→ The task
Set down all of the data that follows word for word, without the images.

→ Information shown

*-*-*

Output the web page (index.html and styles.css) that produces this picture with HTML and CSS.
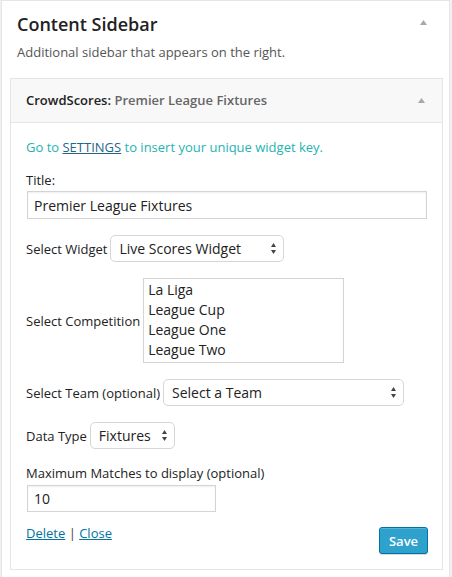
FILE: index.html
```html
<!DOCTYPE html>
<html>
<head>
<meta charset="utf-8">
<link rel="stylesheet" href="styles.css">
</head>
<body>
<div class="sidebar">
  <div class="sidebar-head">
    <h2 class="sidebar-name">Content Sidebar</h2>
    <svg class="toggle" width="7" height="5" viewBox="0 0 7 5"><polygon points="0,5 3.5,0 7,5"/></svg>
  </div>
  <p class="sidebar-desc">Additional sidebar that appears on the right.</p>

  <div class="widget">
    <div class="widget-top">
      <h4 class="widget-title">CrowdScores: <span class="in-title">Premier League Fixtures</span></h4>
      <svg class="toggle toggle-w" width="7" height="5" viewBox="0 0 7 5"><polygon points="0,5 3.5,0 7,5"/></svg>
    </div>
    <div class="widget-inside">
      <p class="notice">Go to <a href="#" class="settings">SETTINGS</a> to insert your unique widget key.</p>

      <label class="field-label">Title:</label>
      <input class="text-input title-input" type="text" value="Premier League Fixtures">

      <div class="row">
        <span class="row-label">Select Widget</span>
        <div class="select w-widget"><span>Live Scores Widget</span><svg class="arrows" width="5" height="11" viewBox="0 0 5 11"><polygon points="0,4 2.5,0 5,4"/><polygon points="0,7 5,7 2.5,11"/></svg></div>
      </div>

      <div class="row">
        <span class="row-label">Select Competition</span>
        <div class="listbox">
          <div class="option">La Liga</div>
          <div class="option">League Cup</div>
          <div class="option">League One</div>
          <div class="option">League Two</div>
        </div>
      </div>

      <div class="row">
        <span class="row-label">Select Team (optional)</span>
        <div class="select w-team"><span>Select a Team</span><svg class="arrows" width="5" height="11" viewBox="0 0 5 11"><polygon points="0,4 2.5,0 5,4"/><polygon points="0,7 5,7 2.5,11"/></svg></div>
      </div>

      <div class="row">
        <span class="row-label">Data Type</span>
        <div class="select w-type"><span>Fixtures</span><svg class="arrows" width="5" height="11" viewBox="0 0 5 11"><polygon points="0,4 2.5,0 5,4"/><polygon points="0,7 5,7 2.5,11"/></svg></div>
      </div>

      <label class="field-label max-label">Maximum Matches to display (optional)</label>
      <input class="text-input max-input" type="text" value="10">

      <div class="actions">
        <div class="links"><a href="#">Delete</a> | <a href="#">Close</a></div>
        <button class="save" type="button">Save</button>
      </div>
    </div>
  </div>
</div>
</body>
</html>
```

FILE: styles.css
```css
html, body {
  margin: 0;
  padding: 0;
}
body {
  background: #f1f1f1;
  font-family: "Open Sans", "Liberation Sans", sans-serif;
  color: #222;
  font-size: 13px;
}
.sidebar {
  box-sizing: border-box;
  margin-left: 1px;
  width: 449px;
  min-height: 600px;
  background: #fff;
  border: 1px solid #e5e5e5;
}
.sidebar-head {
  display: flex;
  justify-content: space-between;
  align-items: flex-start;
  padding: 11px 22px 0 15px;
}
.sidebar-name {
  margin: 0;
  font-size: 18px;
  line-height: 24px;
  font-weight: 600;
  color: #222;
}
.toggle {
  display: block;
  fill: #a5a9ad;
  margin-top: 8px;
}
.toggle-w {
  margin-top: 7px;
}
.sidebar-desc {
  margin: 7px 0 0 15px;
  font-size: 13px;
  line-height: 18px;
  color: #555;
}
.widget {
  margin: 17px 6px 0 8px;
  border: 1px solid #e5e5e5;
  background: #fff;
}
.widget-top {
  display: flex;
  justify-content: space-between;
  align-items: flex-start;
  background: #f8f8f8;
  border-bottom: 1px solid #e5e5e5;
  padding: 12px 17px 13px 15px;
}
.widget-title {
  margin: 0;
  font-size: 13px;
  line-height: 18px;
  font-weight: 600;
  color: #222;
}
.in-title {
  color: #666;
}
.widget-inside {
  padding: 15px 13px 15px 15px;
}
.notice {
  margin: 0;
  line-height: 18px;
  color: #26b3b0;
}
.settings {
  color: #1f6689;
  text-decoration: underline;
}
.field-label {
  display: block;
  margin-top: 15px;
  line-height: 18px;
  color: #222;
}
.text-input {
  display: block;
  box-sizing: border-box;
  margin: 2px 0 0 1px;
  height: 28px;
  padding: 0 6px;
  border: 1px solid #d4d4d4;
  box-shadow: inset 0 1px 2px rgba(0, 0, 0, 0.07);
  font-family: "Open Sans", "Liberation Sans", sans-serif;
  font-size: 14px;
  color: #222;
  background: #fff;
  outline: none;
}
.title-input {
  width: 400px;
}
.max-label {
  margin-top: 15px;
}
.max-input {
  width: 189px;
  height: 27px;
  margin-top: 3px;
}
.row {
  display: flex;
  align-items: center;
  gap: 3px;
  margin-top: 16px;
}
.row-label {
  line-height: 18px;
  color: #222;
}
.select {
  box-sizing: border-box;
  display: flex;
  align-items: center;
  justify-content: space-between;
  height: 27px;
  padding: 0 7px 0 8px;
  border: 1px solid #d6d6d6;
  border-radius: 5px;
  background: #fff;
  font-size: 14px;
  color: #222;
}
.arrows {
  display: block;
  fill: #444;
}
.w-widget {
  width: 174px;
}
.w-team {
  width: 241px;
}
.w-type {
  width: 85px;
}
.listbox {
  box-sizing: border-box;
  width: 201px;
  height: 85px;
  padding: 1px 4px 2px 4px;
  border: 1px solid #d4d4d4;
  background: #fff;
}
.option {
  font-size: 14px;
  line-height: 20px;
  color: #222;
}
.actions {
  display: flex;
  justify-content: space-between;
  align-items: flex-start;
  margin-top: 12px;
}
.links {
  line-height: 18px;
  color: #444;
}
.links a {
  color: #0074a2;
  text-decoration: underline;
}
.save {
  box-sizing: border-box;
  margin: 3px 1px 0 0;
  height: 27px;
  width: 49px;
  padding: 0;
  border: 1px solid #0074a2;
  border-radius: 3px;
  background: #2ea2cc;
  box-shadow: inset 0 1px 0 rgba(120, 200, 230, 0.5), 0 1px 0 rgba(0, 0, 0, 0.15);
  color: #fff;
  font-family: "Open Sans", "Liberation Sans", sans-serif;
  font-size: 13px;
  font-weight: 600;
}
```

*-*-*

→ Final result
Output the web page (index.html and styles.css) that produces this picture with HTML and CSS.
FILE: index.html
```html
<!DOCTYPE html>
<html>
<head>
<meta charset="utf-8">
<link rel="stylesheet" href="styles.css">
</head>
<body>
<div class="sidebar">
  <div class="sidebar-head">
    <h2 class="sidebar-name">Content Sidebar</h2>
    <svg class="toggle" width="7" height="5" viewBox="0 0 7 5"><polygon points="0,5 3.5,0 7,5"/></svg>
  </div>
  <p class="sidebar-desc">Additional sidebar that appears on the right.</p>

  <div class="widget">
    <div class="widget-top">
      <h4 class="widget-title">CrowdScores: <span class="in-title">Premier League Fixtures</span></h4>
      <svg class="toggle toggle-w" width="7" height="5" viewBox="0 0 7 5"><polygon points="0,5 3.5,0 7,5"/></svg>
    </div>
    <div class="widget-inside">
      <p class="notice">Go to <a href="#" class="settings">SETTINGS</a> to insert your unique widget key.</p>

      <label class="field-label">Title:</label>
      <input class="text-input title-input" type="text" value="Premier League Fixtures">

      <div class="row">
        <span class="row-label">Select Widget</span>
        <div class="select w-widget"><span>Live Scores Widget</span><svg class="arrows" width="5" height="11" viewBox="0 0 5 11"><polygon points="0,4 2.5,0 5,4"/><polygon points="0,7 5,7 2.5,11"/></svg></div>
      </div>

      <div class="row">
        <span class="row-label">Select Competition</span>
        <div class="listbox">
          <div class="option">La Liga</div>
          <div class="option">League Cup</div>
          <div class="option">League One</div>
          <div class="option">League Two</div>
        </div>
      </div>

      <div class="row">
        <span class="row-label">Select Team (optional)</span>
        <div class="select w-team"><span>Select a Team</span><svg class="arrows" width="5" height="11" viewBox="0 0 5 11"><polygon points="0,4 2.5,0 5,4"/><polygon points="0,7 5,7 2.5,11"/></svg></div>
      </div>

      <div class="row">
        <span class="row-label">Data Type</span>
        <div class="select w-type"><span>Fixtures</span><svg class="arrows" width="5" height="11" viewBox="0 0 5 11"><polygon points="0,4 2.5,0 5,4"/><polygon points="0,7 5,7 2.5,11"/></svg></div>
      </div>

      <label class="field-label max-label">Maximum Matches to display (optional)</label>
      <input class="text-input max-input" type="text" value="10">

      <div class="actions">
        <div class="links"><a href="#">Delete</a> | <a href="#">Close</a></div>
        <button class="save" type="button">Save</button>
      </div>
    </div>
  </div>
</div>
</body>
</html>
```

FILE: styles.css
```css
html, body {
  margin: 0;
  padding: 0;
}
body {
  background: #f1f1f1;
  font-family: "Open Sans", "Liberation Sans", sans-serif;
  color: #222;
  font-size: 13px;
}
.sidebar {
  box-sizing: border-box;
  margin-left: 1px;
  width: 449px;
  min-height: 600px;
  background: #fff;
  border: 1px solid #e5e5e5;
}
.sidebar-head {
  display: flex;
  justify-content: space-between;
  align-items: flex-start;
  padding: 11px 22px 0 15px;
}
.sidebar-name {
  margin: 0;
  font-size: 18px;
  line-height: 24px;
  font-weight: 600;
  color: #222;
}
.toggle {
  display: block;
  fill: #a5a9ad;
  margin-top: 8px;
}
.toggle-w {
  margin-top: 7px;
}
.sidebar-desc {
  margin: 7px 0 0 15px;
  font-size: 13px;
  line-height: 18px;
  color: #555;
}
.widget {
  margin: 17px 6px 0 8px;
  border: 1px solid #e5e5e5;
  background: #fff;
}
.widget-top {
  display: flex;
  justify-content: space-between;
  align-items: flex-start;
  background: #f8f8f8;
  border-bottom: 1px solid #e5e5e5;
  padding: 12px 17px 13px 15px;
}
.widget-title {
  margin: 0;
  font-size: 13px;
  line-height: 18px;
  font-weight: 600;
  color: #222;
}
.in-title {
  color: #666;
}
.widget-inside {
  padding: 15px 13px 15px 15px;
}
.notice {
  margin: 0;
  line-height: 18px;
  color: #26b3b0;
}
.settings {
  color: #1f6689;
  text-decoration: underline;
}
.field-label {
  display: block;
  margin-top: 15px;
  line-height: 18px;
  color: #222;
}
.text-input {
  display: block;
  box-sizing: border-box;
  margin: 2px 0 0 1px;
  height: 28px;
  padding: 0 6px;
  border: 1px solid #d4d4d4;
  box-shadow: inset 0 1px 2px rgba(0, 0, 0, 0.07);
  font-family: "Open Sans", "Liberation Sans", sans-serif;
  font-size: 14px;
  color: #222;
  background: #fff;
  outline: none;
}
.title-input {
  width: 400px;
}
.max-label {
  margin-top: 15px;
}
.max-input {
  width: 189px;
  height: 27px;
  margin-top: 3px;
}
.row {
  display: flex;
  align-items: center;
  gap: 3px;
  margin-top: 16px;
}
.row-label {
  line-height: 18px;
  color: #222;
}
.select {
  box-sizing: border-box;
  display: flex;
  align-items: center;
  justify-content: space-between;
  height: 27px;
  padding: 0 7px 0 8px;
  border: 1px solid #d6d6d6;
  border-radius: 5px;
  background: #fff;
  font-size: 14px;
  color: #222;
}
.arrows {
  display: block;
  fill: #444;
}
.w-widget {
  width: 174px;
}
.w-team {
  width: 241px;
}
.w-type {
  width: 85px;
}
.listbox {
  box-sizing: border-box;
  width: 201px;
  height: 85px;
  padding: 1px 4px 2px 4px;
  border: 1px solid #d4d4d4;
  background: #fff;
}
.option {
  font-size: 14px;
  line-height: 20px;
  color: #222;
}
.actions {
  display: flex;
  justify-content: space-between;
  align-items: flex-start;
  margin-top: 12px;
}
.links {
  line-height: 18px;
  color: #444;
}
.links a {
  color: #0074a2;
  text-decoration: underline;
}
.save {
  box-sizing: border-box;
  margin: 3px 1px 0 0;
  height: 27px;
  width: 49px;
  padding: 0;
  border: 1px solid #0074a2;
  border-radius: 3px;
  background: #2ea2cc;
  box-shadow: inset 0 1px 0 rgba(120, 200, 230, 0.5), 0 1px 0 rgba(0, 0, 0, 0.15);
  color: #fff;
  font-family: "Open Sans", "Liberation Sans", sans-serif;
  font-size: 13px;
  font-weight: 600;
}
```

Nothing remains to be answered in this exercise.